§ **Stated exercise**
Write the material out again in full, word for word. Do not include the pictures.
====================
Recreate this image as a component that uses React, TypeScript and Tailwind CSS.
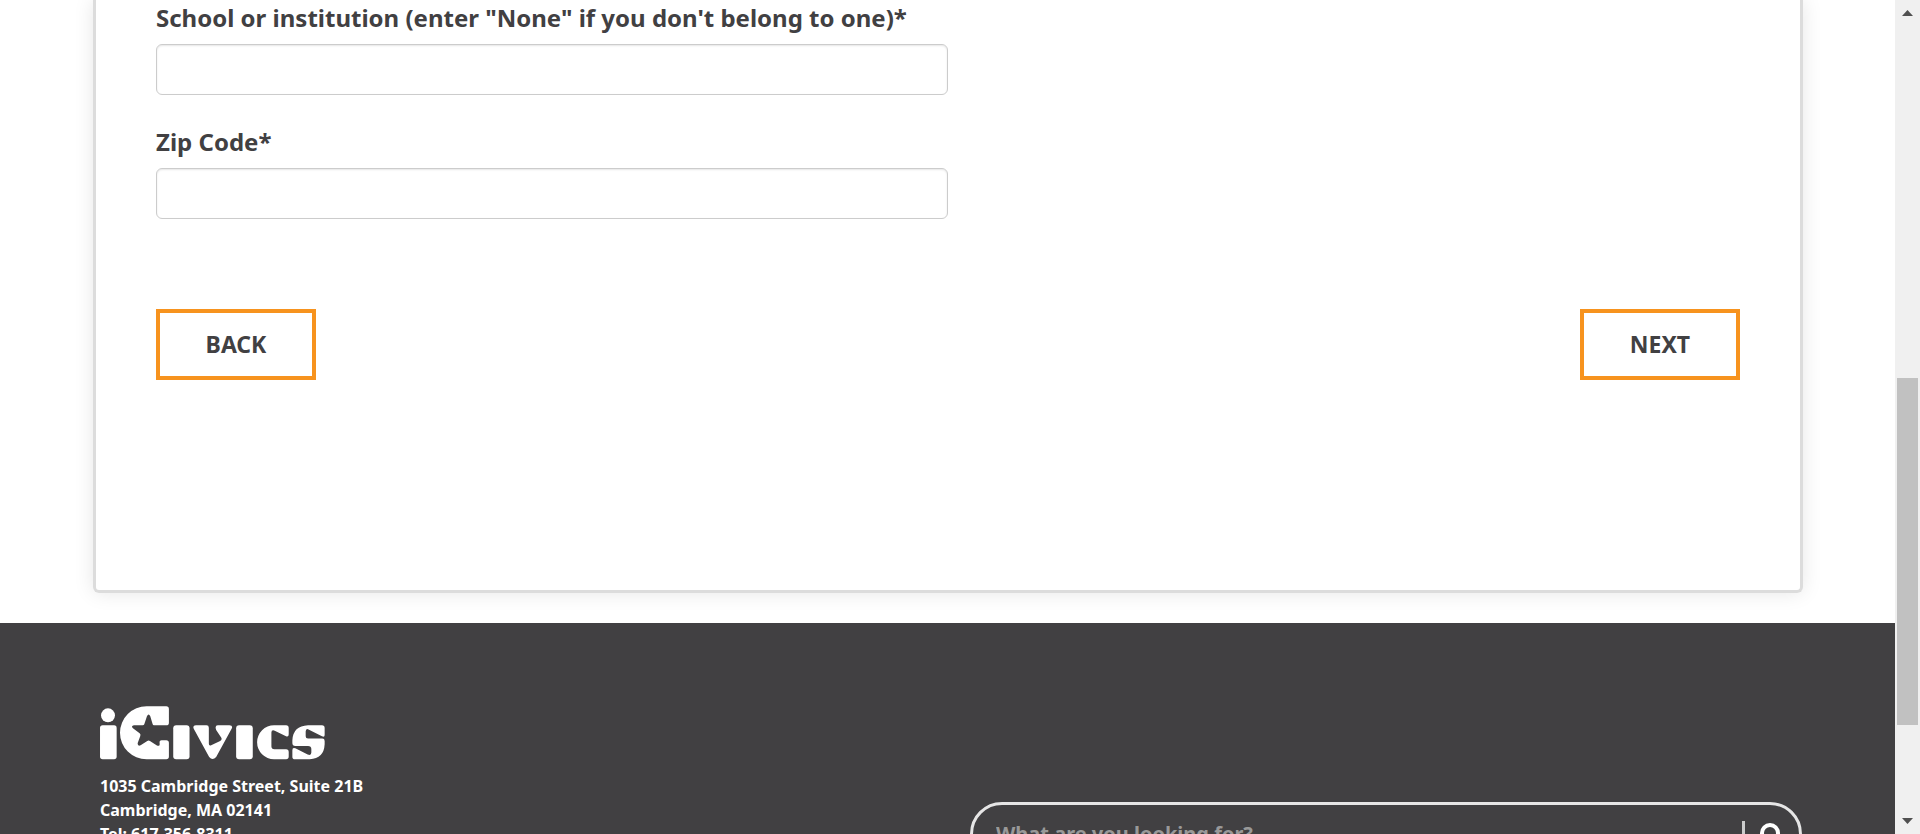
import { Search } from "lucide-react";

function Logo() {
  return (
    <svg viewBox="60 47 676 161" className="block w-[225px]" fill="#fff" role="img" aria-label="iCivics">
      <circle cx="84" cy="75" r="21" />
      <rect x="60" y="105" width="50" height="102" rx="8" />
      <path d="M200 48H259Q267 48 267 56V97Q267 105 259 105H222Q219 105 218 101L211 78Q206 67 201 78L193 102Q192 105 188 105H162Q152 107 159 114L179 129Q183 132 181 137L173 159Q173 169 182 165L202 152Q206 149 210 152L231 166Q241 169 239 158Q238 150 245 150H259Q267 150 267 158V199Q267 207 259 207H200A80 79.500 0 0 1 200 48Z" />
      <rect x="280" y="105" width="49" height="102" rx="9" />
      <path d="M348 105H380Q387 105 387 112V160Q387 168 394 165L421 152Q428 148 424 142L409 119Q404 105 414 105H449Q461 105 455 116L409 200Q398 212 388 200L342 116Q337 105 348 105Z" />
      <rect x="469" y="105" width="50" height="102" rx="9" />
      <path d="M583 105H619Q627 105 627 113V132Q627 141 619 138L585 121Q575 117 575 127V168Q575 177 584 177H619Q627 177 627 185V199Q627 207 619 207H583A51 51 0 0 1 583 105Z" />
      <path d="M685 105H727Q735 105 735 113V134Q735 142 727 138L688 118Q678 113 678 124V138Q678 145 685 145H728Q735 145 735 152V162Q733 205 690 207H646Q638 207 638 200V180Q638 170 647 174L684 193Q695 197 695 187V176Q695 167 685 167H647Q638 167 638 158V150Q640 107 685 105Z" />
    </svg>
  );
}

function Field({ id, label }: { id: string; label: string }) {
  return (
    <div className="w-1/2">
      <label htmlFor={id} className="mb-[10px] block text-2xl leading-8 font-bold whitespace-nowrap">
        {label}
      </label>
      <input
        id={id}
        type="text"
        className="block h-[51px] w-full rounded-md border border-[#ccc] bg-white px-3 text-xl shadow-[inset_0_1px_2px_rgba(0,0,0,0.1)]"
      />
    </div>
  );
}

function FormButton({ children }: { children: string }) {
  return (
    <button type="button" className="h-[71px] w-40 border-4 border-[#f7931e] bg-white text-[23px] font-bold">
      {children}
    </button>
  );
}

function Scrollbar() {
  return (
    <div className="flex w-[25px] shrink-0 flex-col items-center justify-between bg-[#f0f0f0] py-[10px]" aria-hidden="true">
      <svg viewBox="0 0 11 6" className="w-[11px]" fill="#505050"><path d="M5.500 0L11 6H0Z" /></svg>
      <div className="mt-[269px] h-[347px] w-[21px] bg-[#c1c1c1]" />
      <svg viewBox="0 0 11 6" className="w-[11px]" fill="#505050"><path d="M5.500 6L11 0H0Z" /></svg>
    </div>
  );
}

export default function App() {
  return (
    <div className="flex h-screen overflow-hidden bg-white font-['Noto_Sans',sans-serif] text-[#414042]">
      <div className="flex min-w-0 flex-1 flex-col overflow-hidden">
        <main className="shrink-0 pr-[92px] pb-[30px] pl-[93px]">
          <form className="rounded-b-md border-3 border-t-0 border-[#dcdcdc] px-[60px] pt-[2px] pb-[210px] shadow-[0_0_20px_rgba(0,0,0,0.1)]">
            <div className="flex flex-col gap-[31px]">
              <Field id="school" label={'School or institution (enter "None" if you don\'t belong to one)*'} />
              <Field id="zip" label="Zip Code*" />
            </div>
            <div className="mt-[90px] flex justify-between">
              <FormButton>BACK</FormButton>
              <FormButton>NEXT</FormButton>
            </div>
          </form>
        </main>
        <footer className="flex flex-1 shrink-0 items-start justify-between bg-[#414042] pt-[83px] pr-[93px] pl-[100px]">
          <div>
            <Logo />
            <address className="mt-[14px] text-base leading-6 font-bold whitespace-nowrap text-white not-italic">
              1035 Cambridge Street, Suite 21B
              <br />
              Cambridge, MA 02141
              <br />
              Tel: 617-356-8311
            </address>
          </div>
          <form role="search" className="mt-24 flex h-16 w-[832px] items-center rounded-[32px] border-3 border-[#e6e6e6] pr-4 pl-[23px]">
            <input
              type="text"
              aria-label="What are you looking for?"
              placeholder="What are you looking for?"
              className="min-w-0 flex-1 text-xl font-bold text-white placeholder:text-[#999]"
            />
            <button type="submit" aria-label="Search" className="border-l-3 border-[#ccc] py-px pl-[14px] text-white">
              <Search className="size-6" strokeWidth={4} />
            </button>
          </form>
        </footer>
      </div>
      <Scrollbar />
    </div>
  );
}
====================
§ **Solution**
Recreate this image as a component that uses React, TypeScript and Tailwind CSS.
import { Search } from "lucide-react";

function Logo() {
  return (
    <svg viewBox="60 47 676 161" className="block w-[225px]" fill="#fff" role="img" aria-label="iCivics">
      <circle cx="84" cy="75" r="21" />
      <rect x="60" y="105" width="50" height="102" rx="8" />
      <path d="M200 48H259Q267 48 267 56V97Q267 105 259 105H222Q219 105 218 101L211 78Q206 67 201 78L193 102Q192 105 188 105H162Q152 107 159 114L179 129Q183 132 181 137L173 159Q173 169 182 165L202 152Q206 149 210 152L231 166Q241 169 239 158Q238 150 245 150H259Q267 150 267 158V199Q267 207 259 207H200A80 79.500 0 0 1 200 48Z" />
      <rect x="280" y="105" width="49" height="102" rx="9" />
      <path d="M348 105H380Q387 105 387 112V160Q387 168 394 165L421 152Q428 148 424 142L409 119Q404 105 414 105H449Q461 105 455 116L409 200Q398 212 388 200L342 116Q337 105 348 105Z" />
      <rect x="469" y="105" width="50" height="102" rx="9" />
      <path d="M583 105H619Q627 105 627 113V132Q627 141 619 138L585 121Q575 117 575 127V168Q575 177 584 177H619Q627 177 627 185V199Q627 207 619 207H583A51 51 0 0 1 583 105Z" />
      <path d="M685 105H727Q735 105 735 113V134Q735 142 727 138L688 118Q678 113 678 124V138Q678 145 685 145H728Q735 145 735 152V162Q733 205 690 207H646Q638 207 638 200V180Q638 170 647 174L684 193Q695 197 695 187V176Q695 167 685 167H647Q638 167 638 158V150Q640 107 685 105Z" />
    </svg>
  );
}

function Field({ id, label }: { id: string; label: string }) {
  return (
    <div className="w-1/2">
      <label htmlFor={id} className="mb-[10px] block text-2xl leading-8 font-bold whitespace-nowrap">
        {label}
      </label>
      <input
        id={id}
        type="text"
        className="block h-[51px] w-full rounded-md border border-[#ccc] bg-white px-3 text-xl shadow-[inset_0_1px_2px_rgba(0,0,0,0.1)]"
      />
    </div>
  );
}

function FormButton({ children }: { children: string }) {
  return (
    <button type="button" className="h-[71px] w-40 border-4 border-[#f7931e] bg-white text-[23px] font-bold">
      {children}
    </button>
  );
}

function Scrollbar() {
  return (
    <div className="flex w-[25px] shrink-0 flex-col items-center justify-between bg-[#f0f0f0] py-[10px]" aria-hidden="true">
      <svg viewBox="0 0 11 6" className="w-[11px]" fill="#505050"><path d="M5.500 0L11 6H0Z" /></svg>
      <div className="mt-[269px] h-[347px] w-[21px] bg-[#c1c1c1]" />
      <svg viewBox="0 0 11 6" className="w-[11px]" fill="#505050"><path d="M5.500 6L11 0H0Z" /></svg>
    </div>
  );
}

export default function App() {
  return (
    <div className="flex h-screen overflow-hidden bg-white font-['Noto_Sans',sans-serif] text-[#414042]">
      <div className="flex min-w-0 flex-1 flex-col overflow-hidden">
        <main className="shrink-0 pr-[92px] pb-[30px] pl-[93px]">
          <form className="rounded-b-md border-3 border-t-0 border-[#dcdcdc] px-[60px] pt-[2px] pb-[210px] shadow-[0_0_20px_rgba(0,0,0,0.1)]">
            <div className="flex flex-col gap-[31px]">
              <Field id="school" label={'School or institution (enter "None" if you don\'t belong to one)*'} />
              <Field id="zip" label="Zip Code*" />
            </div>
            <div className="mt-[90px] flex justify-between">
              <FormButton>BACK</FormButton>
              <FormButton>NEXT</FormButton>
            </div>
          </form>
        </main>
        <footer className="flex flex-1 shrink-0 items-start justify-between bg-[#414042] pt-[83px] pr-[93px] pl-[100px]">
          <div>
            <Logo />
            <address className="mt-[14px] text-base leading-6 font-bold whitespace-nowrap text-white not-italic">
              1035 Cambridge Street, Suite 21B
              <br />
              Cambridge, MA 02141
              <br />
              Tel: 617-356-8311
            </address>
          </div>
          <form role="search" className="mt-24 flex h-16 w-[832px] items-center rounded-[32px] border-3 border-[#e6e6e6] pr-4 pl-[23px]">
            <input
              type="text"
              aria-label="What are you looking for?"
              placeholder="What are you looking for?"
              className="min-w-0 flex-1 text-xl font-bold text-white placeholder:text-[#999]"
            />
            <button type="submit" aria-label="Search" className="border-l-3 border-[#ccc] py-px pl-[14px] text-white">
              <Search className="size-6" strokeWidth={4} />
            </button>
          </form>
        </footer>
      </div>
      <Scrollbar />
    </div>
  );
}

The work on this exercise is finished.